Hi guys! I am new on the forum and was wondering if you can help.

I have Hashimoto's and recently started a low does of Nature Throid (2x day) (16.25 x 2). Feelinga bit less tired so far but haven't seen the new numbers since the meds.

Prior to meds:

TPO antibodies 220 (0 -34)

Thyroglubulin 1.6 (. - .9)

TSH 2.2 (.45 - 4.5)

FT3 2.2 (2.0 - 4.4)

RT3 13 (9.2 - 24.1)

TT3 68 (71 - 180)

T4 1.16 (.82 - 1.77)

Iron 96 (30 - 160)

Ferritin 28 (10 - 291)

Iron % Sat. 32 (20 - 55)

*My doctor hasn't put me on iron but wondering if my ferritin is too low and if I need iron supplements? I am 98 lbs., athletic and practice Ashtanga Yoga regularly.

Any advice on my numbers/protocol would be greatly appreciated!!!

Thank you,

Lori


----------



## jenny v (May 6, 2012)

Could you please post ranges for each of those results? Every lab uses a different range so it's hard to tell much without them.


----------



## lorirad (Mar 12, 2015)

Just posted the ranges. Any advice would be appreciated!


----------



## Andros (Aug 26, 2009)

Ferritin (should be 50 to 100; the closer to 100,the better) 
http://www.thewayup.com/newsletters/081504.htm
(Copy and paste into your browser)

Your ferritin is very low; read the above!
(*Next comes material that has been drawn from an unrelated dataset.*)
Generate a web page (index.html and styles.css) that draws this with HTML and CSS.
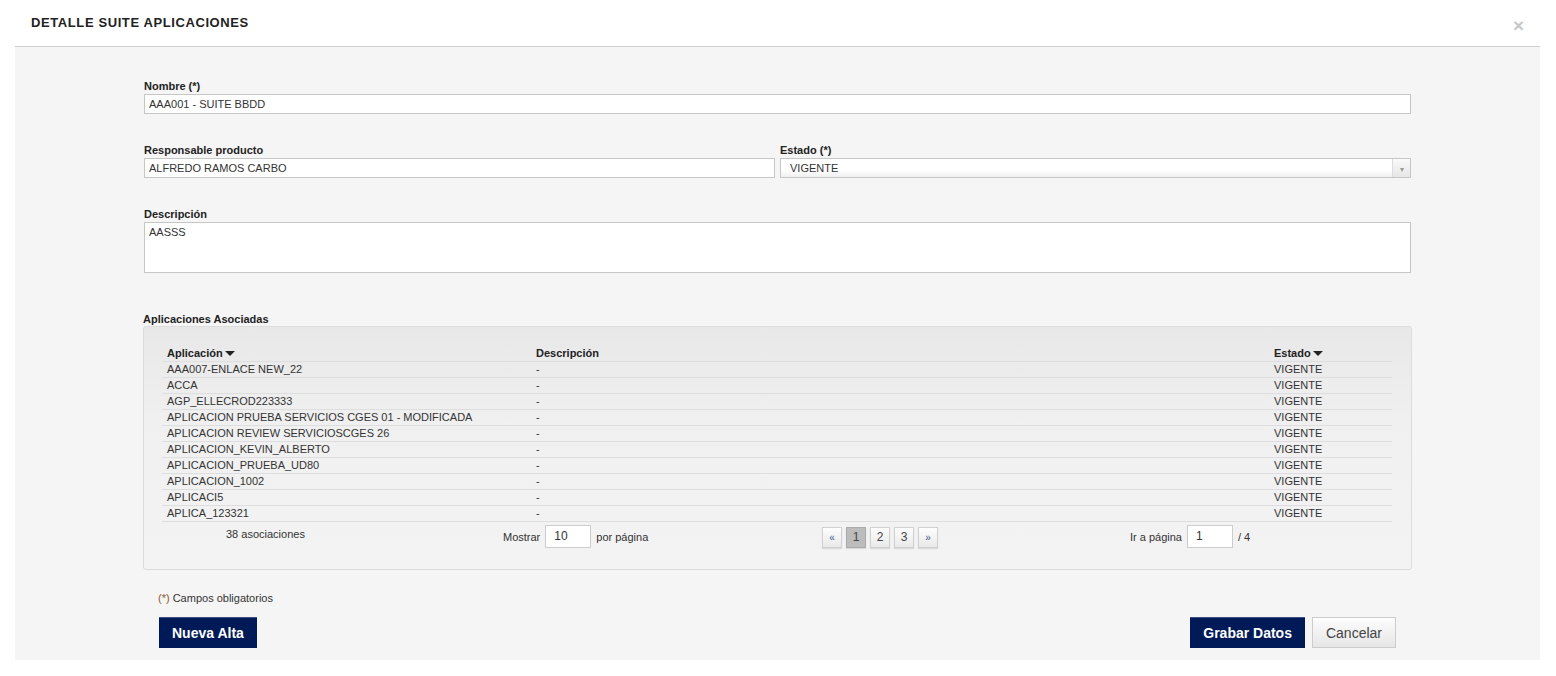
FILE: index.html
```html
<!DOCTYPE html>
<html lang="es">
<head>
    <meta charset="UTF-8">
    <title>Detalle Suite Aplicaciones</title>
    <link rel="stylesheet" href="styles.css">
</head>
<body>

    <div class="dialog">
        <!-- Cabecera -->
        <div class="dialog-header">
            <h1>DETALLE SUITE APLICACIONES</h1>
            <span class="close">&times;</span>
        </div>

        <!-- Cuerpo -->
        <div class="dialog-body">
            <div class="form">
                <div class="field">
                    <label>Nombre (*)</label>
                    <div class="input">AAA001 - SUITE BBDD</div>
                </div>

                <div class="field-row">
                    <div class="field">
                        <label>Responsable producto</label>
                        <div class="input">ALFREDO RAMOS CARBO</div>
                    </div>
                    <div class="field">
                        <label>Estado (*)</label>
                        <div class="select">
                            <span>VIGENTE</span>
                            <span class="select-arrow">&#9662;</span>
                        </div>
                    </div>
                </div>

                <div class="field field-desc">
                    <label>Descripción</label>
                    <div class="textarea">AASSS</div>
                </div>

                <div class="section-title">Aplicaciones Asociadas</div>
                <div class="panel">
                    <table class="grid">
                        <thead>
                            <tr>
                                <th class="col-app">Aplicación <span class="sort"></span></th>
                                <th class="col-desc">Descripción</th>
                                <th class="col-estado">Estado <span class="sort"></span></th>
                            </tr>
                        </thead>
                        <tbody id="rows"></tbody>
                    </table>

                    <div class="grid-footer">
                        <div class="total">38 asociaciones</div>
                        <div class="per-page">Mostrar <span class="small-input">10</span> por página</div>
                        <div class="pager">
                            <span class="page">&laquo;</span>
                            <span class="page active">1</span>
                            <span class="page">2</span>
                            <span class="page">3</span>
                            <span class="page">&raquo;</span>
                        </div>
                        <div class="goto">Ir a página <span class="small-input">1</span> / 4</div>
                    </div>
                </div>

                <div class="note"><span class="req">(*)</span> Campos obligatorios</div>

                <div class="buttons">
                    <button class="btn primary">Nueva Alta</button>
                    <div class="btn-group">
                        <button class="btn primary">Grabar Datos</button>
                        <button class="btn secondary">Cancelar</button>
                    </div>
                </div>
            </div>
        </div>
    </div>

    <script>
        const apps = [
            'AAA007-ENLACE NEW_22',
            'ACCA',
            'AGP_ELLECROD223333',
            'APLICACION PRUEBA SERVICIOS CGES 01 - MODIFICADA',
            'APLICACION REVIEW SERVICIOSCGES 26',
            'APLICACION_KEVIN_ALBERTO',
            'APLICACION_PRUEBA_UD80',
            'APLICACION_1002',
            'APLICACI5',
            'APLICA_123321'
        ];

        const tbody = document.getElementById('rows');
        apps.forEach(name => {
            const tr = document.createElement('tr');
            tr.innerHTML = `<td>${name}</td><td>-</td><td>VIGENTE</td>`;
            tbody.appendChild(tr);
        });
    </script>

</body>
</html>
```

FILE: styles.css
```css
body, html {
    margin: 0;
    padding: 0;
    font-family: "Liberation Sans", Arial, sans-serif;
    font-size: 11px;
    color: #333;
    background-color: #fff;
}

/* Ventana del dialogo */
.dialog {
    margin: 0 16px 0 15px;
}

.dialog-header {
    height: 46px;
    border-bottom: 1px solid #cfcfcf;
    display: flex;
    align-items: center;
    justify-content: space-between;
}

.dialog-header h1 {
    margin: 0 0 1px 16px;
    font-size: 13px;
    font-weight: bold;
    color: #222;
    letter-spacing: 0.6px;
}

.close {
    color: #c8c8c8;
    font-size: 19px;
    font-weight: bold;
    margin: 5px 16px 0 0;
}

.dialog-body {
    background-color: #f5f5f5;
    padding: 32px 129px 12px 129px;
}

/* Campos */
.field {
    margin-bottom: 29px;
}

.field label {
    display: block;
    font-weight: bold;
    line-height: 14px;
    margin-bottom: 1px;
    color: #222;
}

.input, .select, .textarea {
    background-color: #fff;
    border: 1px solid #c6c6c6;
    height: 18px;
    line-height: 18px;
    padding: 0 4px;
    color: #333;
}

.field-row {
    display: flex;
    gap: 5px;
}

.field-row .field {
    flex: 1;
}

.field-row .field:first-child {
    flex: 0 0 631px;
}

.select {
    display: flex;
    justify-content: space-between;
    padding: 0 0 0 9px;
    background: linear-gradient(#fff, #fff 60%, #f0f0f0);
}

.select-arrow {
    width: 17px;
    text-align: center;
    color: #999;
    font-size: 8px;
    border-left: 1px solid #ddd;
    background: linear-gradient(#fafafa, #e6e6e6);
    line-height: 22px;
}

.textarea {
    height: 47px;
    line-height: 16px;
    padding: 1px 4px;
}

.field-desc {
    margin-bottom: 39px;
}

/* Tabla de aplicaciones */
.section-title {
    font-weight: bold;
    line-height: 14px;
    color: #222;
    margin-left: -1px;
}

.panel {
    margin: 0 -1px;
    border: 1px solid #dcdcdc;
    border-radius: 3px;
    background: linear-gradient(#e8e8e8, #f0f0f0 40%, #f3f3f3);
    padding: 19px 19px 21px 18px;
}

.grid {
    width: 100%;
    border-collapse: collapse;
}

.grid th, .grid td {
    text-align: left;
    padding: 0 5px;
    height: 15px;
    line-height: 15px;
    border-bottom: 1px solid #dedede;
    white-space: nowrap;
}

.grid th {
    font-weight: bold;
    color: #222;
}

.col-app {
    width: 359px;
}

.col-estado {
    width: 113px;
}

.sort {
    display: inline-block;
    width: 0;
    height: 0;
    border-left: 5px solid transparent;
    border-right: 5px solid transparent;
    border-top: 5px solid #222;
    vertical-align: 1px;
    margin-left: -1px;
}

.grid-footer {
    display: grid;
    grid-template-columns: 341px 319px 308px 1fr;
    align-items: start;
    padding-top: 3px;
}

.total {
    padding: 3px 0 0 64px;
}

.per-page, .goto {
    display: flex;
    align-items: center;
    gap: 5px;
}

.small-input {
    display: inline-block;
    width: 36px;
    height: 21px;
    line-height: 21px;
    padding-left: 8px;
    background-color: #fff;
    border: 1px solid #ccc;
    font-size: 12px;
}

.pager {
    display: flex;
    gap: 4px;
    padding-top: 2px;
}

.page {
    width: 18px;
    height: 19px;
    line-height: 19px;
    text-align: center;
    border: 1px solid #d0d0d0;
    background: linear-gradient(#fdfdfd, #e9e9e9);
    box-shadow: 0 1px 1px rgba(0, 0, 0, 0.1);
    font-size: 12px;
    color: #444;
}

.page:first-child, .page:last-child {
    font-size: 10px;
    color: #3a5a8a;
}

.page.active {
    background: #bcbcbc;
    border-color: #aaa;
}

/* Pie */
.note {
    margin: 21px 0 0 14px;
    line-height: 14px;
}

.req {
    color: #8a5a2c;
}

.buttons {
    display: flex;
    justify-content: space-between;
    padding: 12px 15px 0 15px;
}

.btn-group {
    display: flex;
    gap: 7px;
}

.btn {
    font-family: "Liberation Sans", Arial, sans-serif;
    height: 31px;
    padding: 0 13px;
    font-size: 14px;
    cursor: pointer;
}

.btn.primary {
    background-color: #001a57;
    border: none;
    border-top: 1px solid #3b4f80;
    color: #fff;
    font-weight: bold;
}

.btn.secondary {
    background: linear-gradient(#fdfdfd, #e6e6e6);
    border: 1px solid #ccc;
    color: #444;
    padding: 0 13px;
}
```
And........................have you had an ultra-sound of your thyroid? Those antibodies suggest that that would be a very good idea.

Welcome to the board!


----------



## lorirad (Mar 12, 2015)

Thanks so much for the info. It's helpful. I will start a supplement and try to eat more iron rich foods.

Yes, I had a thyroid ultra sound which came back normal.

I have 3 kids and an athlete. Perhaps I just got depleted over the past few years?

Either way, I will work on improving it. Thank you!


----------